Adding up the food we purchased this week from all sources, I get $91.01. We will not shop again until next week and with all of this in the house we may not buy much next week beyond bread, milk and more cat food.

Now, we never start from a house empty of food. We keep a running pantry of baking supplies from butter and eggs to flour and cornmeal. We usually have walnuts and almonds and some dried fruit: right now we have dried peaches and apricots, sour cherries, raisins and home-dried apples and pears. When I get around to it, we will have home-candied citrus peels as well. We also stock rice, both brown and white, polenta and pasta. We make our own chicken stock, which we store in the freezer, and keep condiments such as mustard and red wine vinegar, soy sauce and sesame oil. We try to replace all of these items during sales to keep our costs down.
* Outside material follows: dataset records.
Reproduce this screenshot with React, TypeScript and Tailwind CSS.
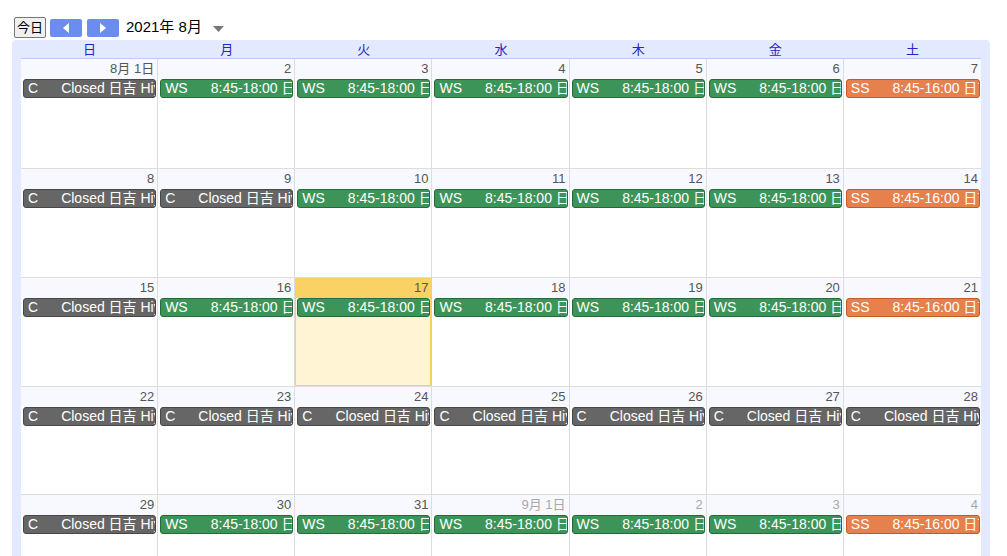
import React from "react";

type Kind = "c" | "ws" | "ss";

type Day = { label: string; other?: boolean; today?: boolean; kind: Kind };

const chip: Record<Kind, { tag: string; text: string; cls: string }> = {
  c: { tag: "C", text: "Closed 日吉 Hiyoshi", cls: "bg-[#666666] border-[#474747]" },
  ws: { tag: "WS", text: "8:45-18:00 日吉 Hiyoshi", cls: "bg-[#3d9458] border-[#236b38]" },
  ss: { tag: "SS", text: "8:45-16:00 日吉 Hiyoshi", cls: "bg-[#e6804c] border-[#c25b26]" },
};

const dayNames = ["日", "月", "火", "水", "木", "金", "土"];

// row heights include the bottom grid line
const rowHeights = ["h-[110px]", "h-[109px]", "h-[109px]", "h-[108px]", "h-[109px]"];

const weekKinds = (sun: Kind, weekday: Kind[], sat: Kind): Kind[] => [sun, ...weekday, sat];

const weeks: Day[][] = [
  weekKinds("c", ["ws", "ws", "ws", "ws", "ws"], "ss").map((kind, i) => ({
    label: i === 0 ? "8月 1日" : String(i + 1),
    kind,
  })),
  weekKinds("c", ["c", "ws", "ws", "ws", "ws"], "ss").map((kind, i) => ({
    label: String(8 + i),
    kind,
  })),
  weekKinds("c", ["ws", "ws", "ws", "ws", "ws"], "ss").map((kind, i) => ({
    label: String(15 + i),
    today: i === 2,
    kind,
  })),
  weekKinds("c", ["c", "c", "c", "c", "c"], "c").map((kind, i) => ({
    label: String(22 + i),
    kind,
  })),
  weekKinds("c", ["ws", "ws", "ws", "ws", "ws"], "ss").map((kind, i) => ({
    label: i < 3 ? String(29 + i) : i === 3 ? "9月 1日" : String(i - 2),
    other: i >= 3,
    kind,
  })),
];

const Chip = ({ kind }: { kind: Kind }) => {
  const c = chip[kind];
  return (
    <div
      className={`ml-[2px] mr-[1px] h-[19px] border rounded-[3px] text-white text-[14px] leading-[17px] whitespace-nowrap overflow-hidden pl-[4px] ${c.cls}`}
    >
      <span>{c.tag}</span>
      <span className="ml-[23px]">{c.text}</span>
    </div>
  );
};

const Cell = ({ day, last }: { day: Day; last: boolean }) => (
  <div
    className={`h-full flex flex-col ${last ? "" : "border-r"} ${
      day.today
        ? "bg-[#fff4d4] border-[#f8cf62] shadow-[inset_0_0_0_1px_#f8cf62]"
        : "bg-white border-[#dddddd]"
    }`}
  >
    <div
      className={`h-[20px] text-right pr-[3px] text-[13px] leading-[20px] ${
        day.today ? "bg-[#fad165]" : "bg-[#f8f9fe]"
      } ${day.other ? "text-[#a8a8a8]" : "text-[#555555]"}`}
    >
      {day.label}
    </div>
    <Chip kind={day.kind} />
  </div>
);

export default function App() {
  return (
    <div
      className="w-[1007px] h-[556px] overflow-hidden bg-white"
      style={{ fontFamily: '"Liberation Sans", Arial, "Noto Sans CJK JP", sans-serif' }}
    >
      <div className="flex items-center h-[40px] pl-[14px] pt-[15px]">
        <button className="h-[21px] w-[32px] border border-[#777] rounded-[2px] bg-[#f0f0f0] text-[13px] leading-[19px] text-black">
          今日
        </button>
        <button className="ml-[4px] h-[18px] w-[32px] rounded-[2px] bg-[#6c8df0] flex items-center justify-center">
          <svg width="6" height="10" viewBox="0 0 6 10">
            <path d="M6 0 L0 5 L6 10 Z" fill="#ffffff" />
          </svg>
        </button>
        <button className="ml-[5px] h-[18px] w-[32px] rounded-[2px] bg-[#6c8df0] flex items-center justify-center">
          <svg width="6" height="10" viewBox="0 0 6 10">
            <path d="M0 0 L6 5 L0 10 Z" fill="#ffffff" />
          </svg>
        </button>
        <span className="ml-[7px] text-[15px] text-black">2021年 8月</span>
        <svg className="ml-[11px] mt-[2px]" width="11" height="6" viewBox="0 0 11 6">
          <path d="M0 0 L11 0 L5.5 6 Z" fill="#777777" />
        </svg>
      </div>
      <div className="ml-[12px] w-[978px] h-[520px] bg-[#e3e9ff] rounded-t-[4px] px-[9px]">
        <div className="grid grid-cols-7 h-[19px] border-b border-[#bccbfa]">
          {dayNames.map((d) => (
            <div key={d} className="text-center text-[13px] leading-[20px] text-[#2424c8]">
              {d}
            </div>
          ))}
        </div>
        <div className="flex flex-col bg-white">
          {weeks.map((week, w) => (
            <div
              key={w}
              className={`grid grid-cols-7 ${rowHeights[w]} ${w < weeks.length - 1 ? "border-b border-[#dddddd]" : ""}`}
            >
              {week.map((day, i) => (
                <Cell key={i} day={day} last={i === 6} />
              ))}
            </div>
          ))}
        </div>
      </div>
    </div>
  );
}
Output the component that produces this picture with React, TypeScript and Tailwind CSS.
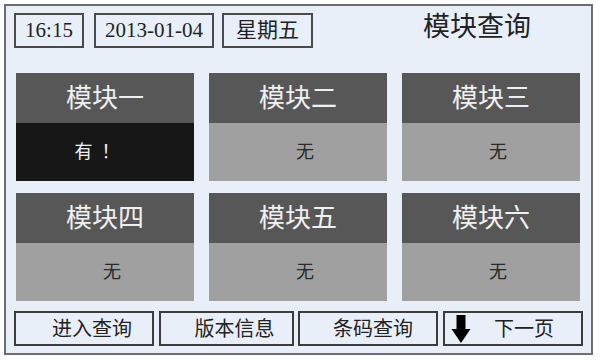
const modules = [
  { name: '模块一', status: '有\u00a0 ！', active: true },
  { name: '模块二', status: '无', active: false },
  { name: '模块三', status: '无', active: false },
  { name: '模块四', status: '无', active: false },
  { name: '模块五', status: '无', active: false },
  { name: '模块六', status: '无', active: false },
];

const font = { fontFamily: '"Liberation Serif", "Noto Sans CJK SC", serif' };

function Box({ children, w }: { children: React.ReactNode; w: string }) {
  return (
    <div className={`${w} h-[35px] flex items-center justify-center border-2 border-[#4a4a4a] text-[21px] text-[#222]`}>
      {children}
    </div>
  );
}

function App() {
  return (
    <div className="w-[600px] h-[361px] bg-white pt-[4px] pl-[4px]" style={font}>
      <div className="w-[589px] h-[351px] border-2 border-[#6e6e6e] bg-[#e9eff8] pl-[8px] pt-[7px] flex flex-col">
        {/* Header */}
        <div className="flex items-center h-[35px]">
          <Box w="w-[70px]">16:15</Box>
          <div className="w-[10px]" />
          <Box w="w-[120px]">2013-01-04</Box>
          <div className="w-[8px]" />
          <Box w="w-[91px]">星期五</Box>
          <div className="flex-1 flex justify-end pr-[60px] text-[27px] text-[#222] -mt-[6px]">模块查询</div>
        </div>

        {/* Modules */}
        <div className="grid grid-cols-[178px_178px_178px] gap-x-[15px] gap-y-[12px] mt-[25px] pl-[2px]">
          {modules.map((m) => (
            <div key={m.name} className="flex flex-col h-[108px]">
              <div className="h-[50px] bg-[#575757] flex items-center justify-center text-[26px] text-[#f0f0f0]">
                {m.name}
              </div>
              <div
                className={`flex-1 flex items-center justify-center text-[18px] ${
                  m.active ? 'bg-[#171717] text-[#f2f2f2] pr-[16px]' : 'bg-[#a0a0a0] text-[#2a2a2a] pl-[14px]'
                }`}
              >
                {m.status}
              </div>
            </div>
          ))}
        </div>

        {/* Buttons */}
        <div className="flex mt-[10px] h-[35px]">
          <div className="w-[140px] border-2 border-[#3c3c3c] flex items-center justify-center pl-[16px] text-[20px] text-[#222]">进入查询</div>
          <div className="w-[5px]" />
          <div className="w-[135px] border-2 border-[#3c3c3c] flex items-center justify-center pl-[16px] text-[20px] text-[#222]">版本信息</div>
          <div className="w-[4px]" />
          <div className="w-[140px] border-2 border-[#3c3c3c] flex items-center justify-center pl-[10px] text-[20px] text-[#222]">条码查询</div>
          <div className="w-[5px]" />
          <div className="w-[140px] border-2 border-[#3c3c3c] flex items-center pl-[6px] text-[20px] text-[#222]">
            <svg width="20" height="30" viewBox="0 0 20 30">
              <path d="M5.5 1 H14.5 V15 H19.5 L10 29 L0.5 15 H5.5 Z" fill="#000" />
            </svg>
            <span className="ml-[23px]">下一页</span>
          </div>
        </div>
      </div>
    </div>
  );
}

export default App;
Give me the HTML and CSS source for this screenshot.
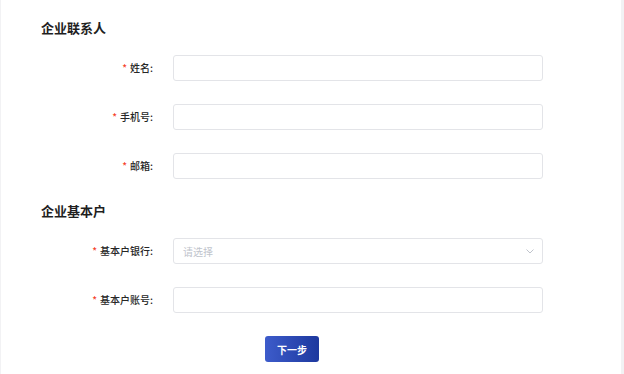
FILE: index.html
```html
<!DOCTYPE html>
<html lang="zh">
<head>
<meta charset="utf-8">
<link rel="stylesheet" href="styles.css">
</head>
<body>
<div class="card">
  <section class="section">
    <h2 class="section-title">企业联系人</h2>
    <div class="row">
      <label class="label"><span class="req">*</span>姓名:</label>
      <div class="input"></div>
    </div>
    <div class="row">
      <label class="label"><span class="req">*</span>手机号:</label>
      <div class="input"></div>
    </div>
    <div class="row">
      <label class="label"><span class="req">*</span>邮箱:</label>
      <div class="input"></div>
    </div>
  </section>
  <section class="section">
    <h2 class="section-title">企业基本户</h2>
    <div class="row">
      <label class="label"><span class="req">*</span>基本户银行:</label>
      <div class="input select">
        <span class="placeholder">请选择</span>
        <svg class="chev" width="8" height="5" viewBox="0 0 8 5"><path d="M0.5 0.5 L4 4 L7.5 0.5" fill="none" stroke="#c0c4cc" stroke-width="1"/></svg>
      </div>
    </div>
    <div class="row">
      <label class="label"><span class="req">*</span>基本户账号:</label>
      <div class="input"></div>
    </div>
  </section>
  <div class="actions">
    <button class="btn">下一步</button>
  </div>
</div>
</body>
</html>
```
FILE: styles.css
```css
html, body {
  margin: 0;
  padding: 0;
  background: #f2f2f4;
  font-family: "Noto Sans CJK SC", "Noto Sans", sans-serif;
}
.card {
  margin-left: 1px;
  width: 620px;
  height: 374px;
  background: #fff;
  box-sizing: border-box;
  padding: 18px 0 0 40px;
  display: flex;
  flex-direction: column;
  gap: 22px;
}
.section {
  display: flex;
  flex-direction: column;
  gap: 23px;
}
.section-title {
  margin: 0 0 -6px;
  font-size: 13px;
  line-height: 20px;
  font-weight: bold;
  color: #1f1f1f;
}
.row {
  display: flex;
  align-items: center;
}
.label {
  width: 112px;
  margin-right: 20px;
  text-align: right;
  font-size: 10px;
  font-weight: 500;
  color: #262626;
  line-height: 14px;
}
.req {
  color: #f5452d;
  margin-right: 3px;
}
.input {
  width: 370px;
  height: 26px;
  box-sizing: border-box;
  border: 1px solid #e3e4e8;
  border-radius: 3px;
  background: #fff;
}
.select {
  display: flex;
  align-items: center;
  justify-content: space-between;
  padding: 0 8px 0 9px;
}
.placeholder {
  font-size: 10px;
  color: #c0c4cc;
}
.chev {
  display: block;
}
.actions {
  display: flex;
  padding-left: 224px;
  margin-top: 1px;
}
.btn {
  width: 54px;
  height: 26px;
  border: none;
  border-radius: 3px;
  background: linear-gradient(90deg, #3d5ccb, #1d389e);
  color: #fff;
  font-family: "Noto Sans CJK SC", sans-serif;
  font-size: 10px;
  font-weight: bold;
  padding: 0;
}
```
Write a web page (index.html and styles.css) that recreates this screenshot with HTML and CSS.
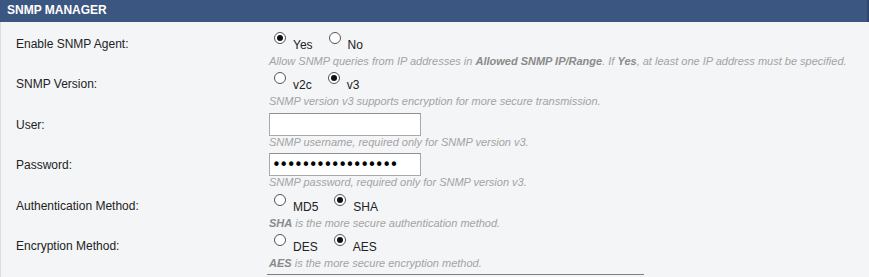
FILE: index.html
```html
<!DOCTYPE html>
<html>
<head>
<meta charset="utf-8">
<link rel="stylesheet" href="styles.css">
</head>
<body>
<div class="panel">
  <div class="header">SNMP MANAGER</div>
  <div class="form">
    <div class="row">
      <div class="label">Enable SNMP Agent:</div>
      <div class="field">
        <div class="ctl">
          <input type="radio" name="agent" checked><span class="opt">Yes</span>
          <input type="radio" name="agent"><span class="opt">No</span>
        </div>
        <div class="help">Allow SNMP queries from IP addresses in <b>Allowed SNMP IP/Range</b>. If <b>Yes</b>, at least one IP address must be specified.</div>
      </div>
    </div>
    <div class="row">
      <div class="label">SNMP Version:</div>
      <div class="field">
        <div class="ctl">
          <input type="radio" name="ver"><span class="opt">v2c</span>
          <input type="radio" name="ver" checked><span class="opt">v3</span>
        </div>
        <div class="help">SNMP version v3 supports encryption for more secure transmission.</div>
      </div>
    </div>
    <div class="row">
      <div class="label">User:</div>
      <div class="field">
        <div class="ctl">
          <input type="text" class="txt">
        </div>
        <div class="help">SNMP username, required only for SNMP version v3.</div>
      </div>
    </div>
    <div class="row">
      <div class="label">Password:</div>
      <div class="field">
        <div class="ctl">
          <input type="password" class="txt pw" value="abcdefghijklmnopq">
        </div>
        <div class="help">SNMP password, required only for SNMP version v3.</div>
      </div>
    </div>
    <div class="row">
      <div class="label">Authentication Method:</div>
      <div class="field">
        <div class="ctl">
          <input type="radio" name="auth"><span class="opt">MD5</span>
          <input type="radio" name="auth" checked><span class="opt">SHA</span>
        </div>
        <div class="help"><b>SHA</b> is the more secure authentication method.</div>
      </div>
    </div>
    <div class="row">
      <div class="label">Encryption Method:</div>
      <div class="field">
        <div class="ctl">
          <input type="radio" name="enc"><span class="opt">DES</span>
          <input type="radio" name="enc" checked><span class="opt">AES</span>
        </div>
        <div class="help"><b>AES</b> is the more secure encryption method.</div>
        <div class="rule"></div>
      </div>
    </div>
  </div>
</div>
</body>
</html>
```
FILE: styles.css
```css
html, body {
  margin: 0;
  padding: 0;
  background: #f4f5f7;
  font-family: "Liberation Sans", Arial, sans-serif;
  font-size: 12px;
  color: #222;
  overflow: hidden;
}
.panel {
  width: 869px;
  height: 277px;
  border-left: 1px solid #dcdde0;
  box-sizing: border-box;
}
.header {
  height: 22px;
  background: #3b5680;
  border-right: 2px solid #2f4770;
  color: #fff;
  font-weight: bold;
  font-size: 12px;
  line-height: 21px;
  padding-left: 7px;
  margin-left: -1px;
}
.form {
  padding-top: 9px;
}
.row {
  display: flex;
  height: 40.4px;
}
.label {
  width: 253px;
  padding-left: 15px;
  padding-top: 3px;
  line-height: 20px;
  flex: none;
}
.field {
  flex: 1;
}
.ctl {
  height: 20px;
  display: flex;
  align-items: flex-start;
}
.opt {
  line-height: 20px;
  padding-top: 4px;
  margin-right: 11px;
}
input[type="radio"] {
  -webkit-appearance: none;
  appearance: none;
  width: 12px;
  height: 12px;
  margin: 1px 7px 0 5px;
  border: 1px solid #555;
  border-radius: 50%;
  background: #fff;
  box-sizing: border-box;
  position: relative;
  flex: none;
}
input[type="radio"]:checked::after {
  content: "";
  position: absolute;
  left: 2px;
  top: 2px;
  width: 6px;
  height: 6px;
  border-radius: 50%;
  background: #111;
}
.txt {
  width: 152px;
  height: 23px;
  margin: 1px 0 0 0;
  box-sizing: border-box;
  border: 1px solid #a9a9a9;
  border-top-color: #8f8f8f;
  background: #fff;
  padding: 0 2px;
  font-family: "Liberation Sans", Arial, sans-serif;
  font-size: 12px;
  outline: none;
}
.pw {
  font-family: "DejaVu Sans", sans-serif;
  font-size: 15px;
  letter-spacing: -1.5px;
  color: #000;
}
.help {
  font-style: italic;
  font-size: 11px;
  color: #a3a3a3;
  line-height: 20.4px;
  white-space: nowrap;
}
.help b {
  color: #8a8a8a;
}
.rule {
  width: 377px;
  margin-left: -2px;
  margin-top: 1px;
  border-top: 1px solid #7f7f7f;
}
```
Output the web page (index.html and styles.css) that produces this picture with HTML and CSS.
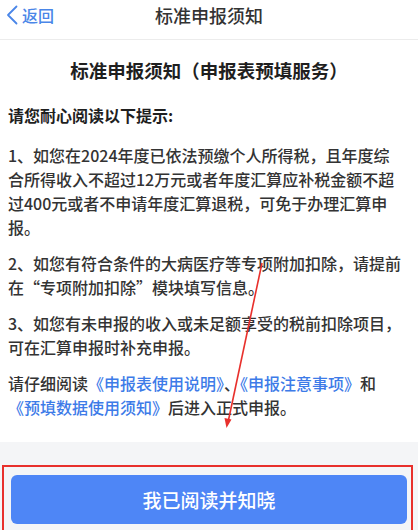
FILE: index.html
```html
<!DOCTYPE html>
<html lang="zh-CN">
<head>
    <meta charset="UTF-8">
    <meta name="viewport" content="width=device-width, initial-scale=1.0">
    <title>标准申报须知</title>
    <link rel="stylesheet" href="styles.css">
</head>
<body>
    <div class="page">
        <header class="nav">
            <a class="back" href="#">
                <svg class="back-icon" width="12" height="20" viewBox="0 0 12 20">
                    <polyline points="10.5,1.5 2,10 10.5,18.5" fill="none" stroke="#4a86e8" stroke-width="1.8" stroke-linecap="round" stroke-linejoin="round"/>
                </svg>
                <span>返回</span>
            </a>
            <h1>标准申报须知</h1>
            <span></span>
        </header>

        <main class="notice">
            <h2>标准申报须知（申报表预填服务）</h2>
            <p class="lead">请您耐心阅读以下提示:</p>
            <p>1、如您在2024年度已依法预缴个人所得税，且年度综<br>合所得收入不超过12万元或者年度汇算应补税金额不超<br>过400元或者不申请年度汇算退税，可免于办理汇算申<br>报。</p>
            <p>2、如您有符合条件的大病医疗等专项附加扣除，请提前<br>在“专项附加扣除”模块填写信息。</p>
            <p>3、如您有未申报的收入或未足额享受的税前扣除项目，<br>可在汇算申报时补充申报。</p>
            <p>请仔细阅读<a href="#">《申报表使用说明》</a>、<a href="#">《申报注意事项》</a>和<br><a href="#">《预填数据使用须知》</a>后进入正式申报。</p>
        </main>

        <footer class="actions">
            <button class="confirm">我已阅读并知晓</button>
        </footer>

        <!-- annotation marks from the screenshot -->
        <div class="mark-box"></div>
        <svg class="mark-arrow" width="418" height="530" viewBox="0 0 418 530">
            <line x1="262" y1="263" x2="228.5" y2="420" stroke="#e8302c" stroke-width="1.6"/>
            <polygon points="226.5,428 224.5,418 231.5,419.5" fill="#e8302c"/>
        </svg>
    </div>
</body>
</html>
```

FILE: styles.css
```css
body {
    margin: 0;
    font-family: "Noto Sans CJK SC", "Noto Sans", sans-serif;
    color: #333;
    background-color: #f4f5f7;
}
.page {
    position: relative;
    width: 418px;
    height: 530px;
    overflow: hidden;
    background-color: #f4f5f7;
}
.nav {
    display: grid;
    grid-template-columns: 1fr auto 1fr;
    align-items: center;
    padding: 3px 0 12px;
    background-color: #fff;
    border-bottom: 1px solid #ececec;
}
.nav h1 {
    margin: 0;
    font-size: 18px;
    line-height: 24px;
    font-weight: 500;
    color: #333;
}
.back {
    display: flex;
    align-items: center;
    gap: 4px;
    padding-left: 6px;
    color: #4a86e8;
    font-size: 16px;
    line-height: 24px;
    font-weight: 500;
    text-decoration: none;
}
.back-icon {
    display: block;
}
.notice {
    background-color: #fff;
    padding: 17px 8px 23px;
}
.notice h2 {
    margin: 0 0 20px;
    font-size: 18.5px;
    line-height: 26px;
    font-weight: bold;
    text-align: center;
    color: #1f1f1f;
}
.notice p {
    margin: 12px 0 0;
    font-size: 16px;
    line-height: 24px;
    font-weight: 500;
    color: #333;
}
.notice .lead {
    margin: 0 0 16px;
    font-weight: bold;
    color: #1f1f1f;
}
.notice .lead + p {
    margin-top: 0;
}
.notice a {
    color: #3d7be8;
    text-decoration: none;
}
.actions {
    padding: 33px 11px 6px;
}
.confirm {
    display: block;
    width: 100%;
    height: 49px;
    border: none;
    border-radius: 6px;
    background-color: #4e86f6;
    color: #fff;
    font-family: inherit;
    font-size: 19px;
    font-weight: 500;
    cursor: pointer;
}
.mark-box {
    position: absolute;
    left: 2px;
    top: 465px;
    width: 407px;
    height: 80px;
    border: 2px solid #e8302c;
}
.mark-arrow {
    position: absolute;
    left: 0;
    top: 0;
    pointer-events: none;
}
```
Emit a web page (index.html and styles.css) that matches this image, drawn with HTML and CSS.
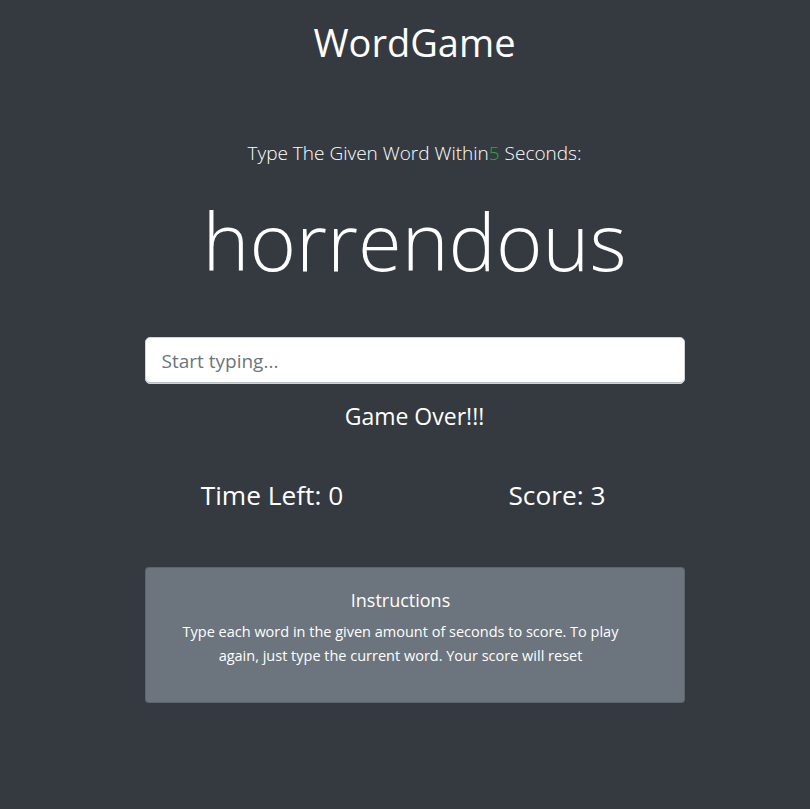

The chicory? I cooked it for dinner, after trimming all of the stems. I pulled out all of the stops. First I boiled it for fifteen minutes. Then I poured off the water, hoping to have leached out some of the bitterness. I tasted it again: still bitter and not quite dull in color. I put in a little more water and cooked it for ten more minutes. Then I pulled out a skillet, heated some olive oil and sliced up half a sausage into half-coins. I browned those while I microwaved about a quarter cup of raisins in some water (This green is seriously bitter and needed the help from the dried grapes). I added the drained chicory and some pressed garlic, then the raisins and soaking water. Even with the raisins, oil, garlic, sausage and blanching the chicory remained bitter — not slightly bitter, but majorly bitter. It is the kind of thing that gives vegetables a bad name. We ate it alongside some bland Kabocha squash gnocchi in (not bland) gorgonzola sauce. My first attempt at winter squash gnocchi lacked lightness as I had to work in extra flour to handle the dough: if I revisit gnocchi more successfully I will post the recipe later. We were grateful to have the Mexican chocolate as an after dinner treat: I prepared that with a square of bittersweet chocolate, an extra tablespoon of cocoa powder and a dash of vanilla extract in each cup, perfect for the rainy March night.

P.S. Mom, trooper that she is, reheated and ate the remaining chicory for breakfast. She said it was better after sitting overnight. I said I would never complain about kale again, knowing we could get chicory instead. We both shuddered.